The risk scores can influence everything from bail amounts to treatment plans or jail time. If a defendant has a higher risk of recidivism, the thinking goes, then they should receive a sentence that acts as a disincentive for committing some future crime. It was this sort of thinking that led U.S. Attorney General Eric Holder to warn in 2014 that these scores could "exacerbate unwarranted and unjust disparities that are already far too common in our criminal justice system and in our society."

To test Holder's hypothesis, ProPublica look at the data from over 7,000 defendants in Broward County, Florida whose risk scores were generated by one of the most popular assessment tools in the country designed by a company called Northpointe.

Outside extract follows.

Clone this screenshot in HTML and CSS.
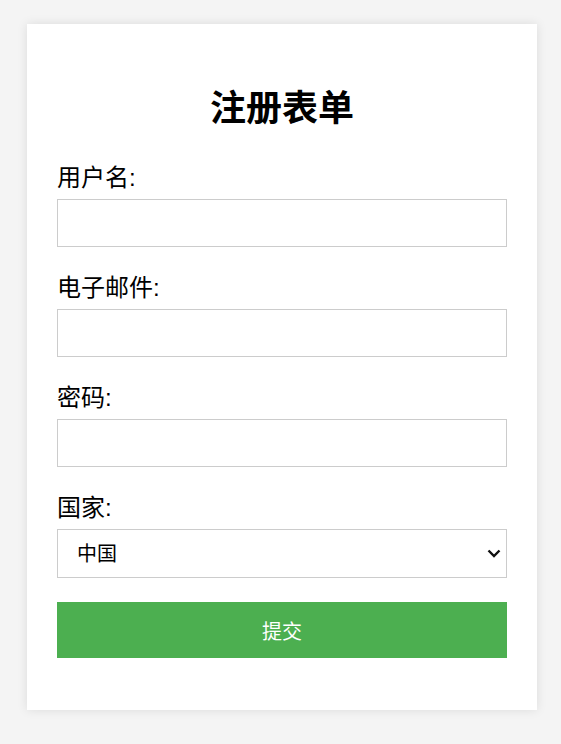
FILE: index.html
```html
<!DOCTYPE html>
<html lang="zh-CN">
<head>
<meta charset="utf-8">
<title>注册表单</title>
<link rel="stylesheet" href="styles.css">
</head>
<body>
<div class="page">
  <div class="card">
    <h1 class="title">注册表单</h1>
    <form class="form">
      <label class="label" for="username">用户名:</label>
      <input class="field" type="text" id="username">
      <label class="label" for="email">电子邮件:</label>
      <input class="field" type="email" id="email">
      <label class="label" for="password">密码:</label>
      <input class="field" type="password" id="password">
      <label class="label" for="country">国家:</label>
      <div class="select-wrap">
        <select class="select" id="country">
          <option>中国</option>
        </select>
        <svg class="chevron" width="14" height="9" viewBox="0 0 14 9"><path d="M1.5 1.5 L7 7 L12.5 1.5" fill="none" stroke="#111" stroke-width="2.4" stroke-linecap="butt"/></svg>
      </div>
      <button class="submit" type="button">提交</button>
    </form>
  </div>
</div>
</body>
</html>
```
FILE: styles.css
```css
html, body {
  margin: 0;
  padding: 0;
}
body {
  background: #f4f4f4;
  font-family: "Liberation Sans", "Noto Sans CJK SC", sans-serif;
  color: #000;
}
.page {
  padding: 24px 24px 34px 27px;
}
.card {
  width: 450px;
  padding: 30px 30px 30px;
  background: #fff;
  box-shadow: 0 0 10px rgba(0, 0, 0, 0.1);
}
.title {
  margin: 35px 0 34px;
  font-size: 36px;
  line-height: 40px;
  font-weight: bold;
  text-align: center;
}
.form {
  display: flex;
  flex-direction: column;
}
.label {
  display: block;
  font-size: 24px;
  line-height: 30px;
  margin-bottom: 6px;
}
.field {
  box-sizing: border-box;
  width: 100%;
  height: 48px;
  margin: 0 0 26px;
  border: 1px solid #ccc;
  padding: 0 12px;
  font-size: 18px;
  font-family: inherit;
  outline: none;
}
.select-wrap {
  position: relative;
  margin-bottom: 24px;
}
.select {
  box-sizing: border-box;
  width: 100%;
  height: 49px;
  border: 1px solid #ccc;
  border-radius: 0;
  background: #fff;
  padding: 0 19px;
  font-size: 20px;
  font-family: inherit;
  color: #000;
  -webkit-appearance: none;
  appearance: none;
  outline: none;
}
.chevron {
  position: absolute;
  right: 6px;
  top: 20px;
  pointer-events: none;
}
.submit {
  height: 56px;
  border: none;
  background: #4caf50;
  color: #fff;
  font-size: 20px;
  font-family: inherit;
  margin-bottom: 22px;
  cursor: pointer;
}
```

And ProPublica's study found that the scores were way off base when it came to predicting violent crime. "Only about 20 percent of those people predicted to commit violent crimes actually went on to do so," the ProPublica team writes. Even when accounting for all types of crimes — including misdemeanors and moving violations -- the algorithm was only "somewhat more accurate than a coin flip" at determining whether or not someone would commit a second crime.

What's more alarming, ProPublica was able to confirm Holder's concern that the algorithm's sense of justice was far from blind, especially when it came to race. From the report:

Northpointe disputes the report's findings and points out that race is not an explicit factor in its assessment algorithm. However, some of the factors that do inform the scores can be closely tied to race, like the defendant's education level, employment status and social circumstances such as family criminal history or whether or not their friends take illegal drugs. And the specific calculations necessary to arrive at the final score are proprietary -- meaning defendants and the general public have no way to see what might be influencing a harsh sentence.

While algorithms like these might be well-intentioned, the system's opacity is already seen as a problem. In Chicago, for example, police have had surprising accuracy using an algorithm to predict who will commit or be the target of gun violence, but members of the ACLU find it troubling that members of the community can be singled out as criminals without any insight into what landed them on the CPD's list.